Identify the lines bearing the string "components" and gather them.

Excerpted data —
◇ ◇ ◇ ◇ ◇

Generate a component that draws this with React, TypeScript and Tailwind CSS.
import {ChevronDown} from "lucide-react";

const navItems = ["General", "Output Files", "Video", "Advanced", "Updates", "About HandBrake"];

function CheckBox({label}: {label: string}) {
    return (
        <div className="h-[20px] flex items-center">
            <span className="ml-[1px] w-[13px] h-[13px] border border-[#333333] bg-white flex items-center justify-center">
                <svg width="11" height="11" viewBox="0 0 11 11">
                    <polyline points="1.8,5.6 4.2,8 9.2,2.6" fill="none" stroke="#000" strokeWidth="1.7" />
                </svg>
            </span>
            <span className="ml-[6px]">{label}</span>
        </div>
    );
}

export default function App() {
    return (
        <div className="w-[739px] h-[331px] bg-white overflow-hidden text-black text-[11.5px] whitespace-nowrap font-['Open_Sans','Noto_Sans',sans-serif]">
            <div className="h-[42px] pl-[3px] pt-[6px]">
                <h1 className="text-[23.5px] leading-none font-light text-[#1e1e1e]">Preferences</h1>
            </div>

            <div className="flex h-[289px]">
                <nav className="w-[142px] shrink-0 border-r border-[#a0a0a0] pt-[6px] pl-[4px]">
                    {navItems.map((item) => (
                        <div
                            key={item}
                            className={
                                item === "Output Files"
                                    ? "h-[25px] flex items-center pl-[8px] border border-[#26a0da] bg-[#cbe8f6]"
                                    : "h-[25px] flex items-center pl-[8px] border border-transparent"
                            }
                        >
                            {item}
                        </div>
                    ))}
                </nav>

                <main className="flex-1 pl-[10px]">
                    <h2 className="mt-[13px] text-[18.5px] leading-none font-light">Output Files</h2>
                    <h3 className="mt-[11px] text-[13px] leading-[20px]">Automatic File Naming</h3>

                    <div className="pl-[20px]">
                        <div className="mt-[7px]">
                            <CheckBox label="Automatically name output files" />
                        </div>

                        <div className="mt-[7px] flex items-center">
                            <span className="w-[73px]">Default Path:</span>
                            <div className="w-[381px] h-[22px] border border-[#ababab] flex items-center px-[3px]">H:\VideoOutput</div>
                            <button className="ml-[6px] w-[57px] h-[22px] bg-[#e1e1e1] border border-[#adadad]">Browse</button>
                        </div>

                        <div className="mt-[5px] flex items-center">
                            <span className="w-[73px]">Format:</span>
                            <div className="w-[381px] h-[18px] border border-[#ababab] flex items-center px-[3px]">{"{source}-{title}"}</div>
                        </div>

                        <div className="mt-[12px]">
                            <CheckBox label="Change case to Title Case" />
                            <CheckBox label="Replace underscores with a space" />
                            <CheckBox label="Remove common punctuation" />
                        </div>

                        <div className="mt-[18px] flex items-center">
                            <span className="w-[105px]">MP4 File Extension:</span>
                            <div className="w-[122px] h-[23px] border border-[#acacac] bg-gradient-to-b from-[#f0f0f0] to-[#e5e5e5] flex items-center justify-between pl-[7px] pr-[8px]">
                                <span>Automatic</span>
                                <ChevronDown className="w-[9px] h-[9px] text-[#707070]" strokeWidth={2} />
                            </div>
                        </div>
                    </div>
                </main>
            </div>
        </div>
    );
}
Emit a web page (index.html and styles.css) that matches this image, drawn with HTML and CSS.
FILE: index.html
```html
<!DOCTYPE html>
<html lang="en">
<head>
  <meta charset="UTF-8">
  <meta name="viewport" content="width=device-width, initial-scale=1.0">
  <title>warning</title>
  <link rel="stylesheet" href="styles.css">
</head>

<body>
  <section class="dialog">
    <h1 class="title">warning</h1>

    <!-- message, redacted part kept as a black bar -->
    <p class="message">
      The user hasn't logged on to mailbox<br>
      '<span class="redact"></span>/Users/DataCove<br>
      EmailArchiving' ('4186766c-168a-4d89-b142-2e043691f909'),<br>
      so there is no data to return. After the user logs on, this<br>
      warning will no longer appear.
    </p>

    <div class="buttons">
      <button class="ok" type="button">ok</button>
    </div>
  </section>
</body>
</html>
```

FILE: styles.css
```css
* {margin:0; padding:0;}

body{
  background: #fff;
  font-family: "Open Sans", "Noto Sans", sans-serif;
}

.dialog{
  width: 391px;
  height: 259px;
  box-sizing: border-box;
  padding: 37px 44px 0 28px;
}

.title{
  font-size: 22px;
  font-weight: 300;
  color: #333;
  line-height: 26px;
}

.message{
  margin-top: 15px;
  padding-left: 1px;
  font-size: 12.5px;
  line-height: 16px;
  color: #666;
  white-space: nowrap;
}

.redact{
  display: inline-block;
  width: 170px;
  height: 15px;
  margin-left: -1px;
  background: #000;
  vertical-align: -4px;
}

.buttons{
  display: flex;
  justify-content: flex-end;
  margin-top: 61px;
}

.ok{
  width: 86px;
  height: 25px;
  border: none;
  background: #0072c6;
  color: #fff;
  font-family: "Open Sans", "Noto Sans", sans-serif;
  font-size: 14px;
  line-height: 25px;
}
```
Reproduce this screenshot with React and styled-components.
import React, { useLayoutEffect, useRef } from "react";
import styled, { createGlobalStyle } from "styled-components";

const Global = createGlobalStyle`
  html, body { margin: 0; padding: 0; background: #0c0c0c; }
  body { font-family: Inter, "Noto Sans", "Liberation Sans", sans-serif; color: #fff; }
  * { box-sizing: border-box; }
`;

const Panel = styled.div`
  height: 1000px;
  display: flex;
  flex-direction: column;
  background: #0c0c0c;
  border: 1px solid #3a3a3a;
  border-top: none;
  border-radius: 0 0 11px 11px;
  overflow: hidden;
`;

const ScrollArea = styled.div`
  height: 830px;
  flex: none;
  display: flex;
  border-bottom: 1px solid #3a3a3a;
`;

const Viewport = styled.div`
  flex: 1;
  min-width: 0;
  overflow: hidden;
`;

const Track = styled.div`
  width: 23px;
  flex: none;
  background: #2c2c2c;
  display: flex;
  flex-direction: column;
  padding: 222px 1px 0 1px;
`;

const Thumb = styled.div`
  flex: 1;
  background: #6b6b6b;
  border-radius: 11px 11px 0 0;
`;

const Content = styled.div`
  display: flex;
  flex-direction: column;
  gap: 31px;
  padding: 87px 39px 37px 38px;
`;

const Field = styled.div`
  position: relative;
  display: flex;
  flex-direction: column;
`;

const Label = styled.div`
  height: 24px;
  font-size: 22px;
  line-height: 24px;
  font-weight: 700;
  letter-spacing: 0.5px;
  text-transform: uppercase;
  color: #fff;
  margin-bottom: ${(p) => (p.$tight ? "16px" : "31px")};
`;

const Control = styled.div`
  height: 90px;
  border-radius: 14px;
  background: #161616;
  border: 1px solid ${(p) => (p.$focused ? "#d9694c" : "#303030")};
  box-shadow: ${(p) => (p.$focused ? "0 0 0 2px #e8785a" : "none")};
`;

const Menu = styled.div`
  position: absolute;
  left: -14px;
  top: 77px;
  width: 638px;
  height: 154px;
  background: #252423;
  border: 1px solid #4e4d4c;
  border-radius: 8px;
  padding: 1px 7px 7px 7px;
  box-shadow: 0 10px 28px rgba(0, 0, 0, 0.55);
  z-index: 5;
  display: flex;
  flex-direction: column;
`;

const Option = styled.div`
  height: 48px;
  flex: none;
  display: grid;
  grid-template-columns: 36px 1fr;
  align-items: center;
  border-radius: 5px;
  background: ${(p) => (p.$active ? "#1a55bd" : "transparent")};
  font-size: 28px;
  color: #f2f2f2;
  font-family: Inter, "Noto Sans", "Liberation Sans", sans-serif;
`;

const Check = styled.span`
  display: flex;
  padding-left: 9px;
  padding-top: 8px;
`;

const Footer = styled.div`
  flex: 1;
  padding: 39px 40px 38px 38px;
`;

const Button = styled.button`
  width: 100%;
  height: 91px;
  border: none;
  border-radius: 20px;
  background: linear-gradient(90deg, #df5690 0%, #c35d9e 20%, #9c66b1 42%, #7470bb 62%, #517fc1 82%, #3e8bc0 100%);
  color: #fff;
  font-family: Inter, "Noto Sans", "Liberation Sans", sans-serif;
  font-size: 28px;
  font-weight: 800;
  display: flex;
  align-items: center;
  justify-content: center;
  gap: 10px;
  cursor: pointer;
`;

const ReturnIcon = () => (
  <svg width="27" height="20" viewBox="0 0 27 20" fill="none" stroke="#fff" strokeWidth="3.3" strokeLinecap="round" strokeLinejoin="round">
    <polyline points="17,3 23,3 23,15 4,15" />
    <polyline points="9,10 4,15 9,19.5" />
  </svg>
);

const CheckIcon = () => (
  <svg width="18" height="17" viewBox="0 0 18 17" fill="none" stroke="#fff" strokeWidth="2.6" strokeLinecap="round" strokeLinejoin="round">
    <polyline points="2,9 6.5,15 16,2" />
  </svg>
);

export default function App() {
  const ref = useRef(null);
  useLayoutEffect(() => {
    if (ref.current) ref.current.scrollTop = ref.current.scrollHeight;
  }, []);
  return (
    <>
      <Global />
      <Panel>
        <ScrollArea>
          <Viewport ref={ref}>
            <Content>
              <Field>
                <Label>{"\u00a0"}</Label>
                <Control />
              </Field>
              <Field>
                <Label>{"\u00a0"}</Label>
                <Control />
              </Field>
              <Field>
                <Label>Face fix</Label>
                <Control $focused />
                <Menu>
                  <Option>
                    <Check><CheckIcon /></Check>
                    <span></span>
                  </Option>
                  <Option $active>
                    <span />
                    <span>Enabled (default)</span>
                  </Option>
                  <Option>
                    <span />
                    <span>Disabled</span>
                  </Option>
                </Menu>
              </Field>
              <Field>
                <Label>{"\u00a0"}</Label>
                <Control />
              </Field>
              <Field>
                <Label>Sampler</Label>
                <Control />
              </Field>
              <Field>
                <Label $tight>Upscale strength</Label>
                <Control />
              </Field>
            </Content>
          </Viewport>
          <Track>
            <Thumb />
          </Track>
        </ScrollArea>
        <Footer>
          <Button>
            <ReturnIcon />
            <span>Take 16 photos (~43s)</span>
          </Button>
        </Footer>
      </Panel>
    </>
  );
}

◇ ◇ ◇ ◇ ◇

The solution —
Reproduce this screenshot with React and styled-components.
import styled, { createGlobalStyle } from "styled-components";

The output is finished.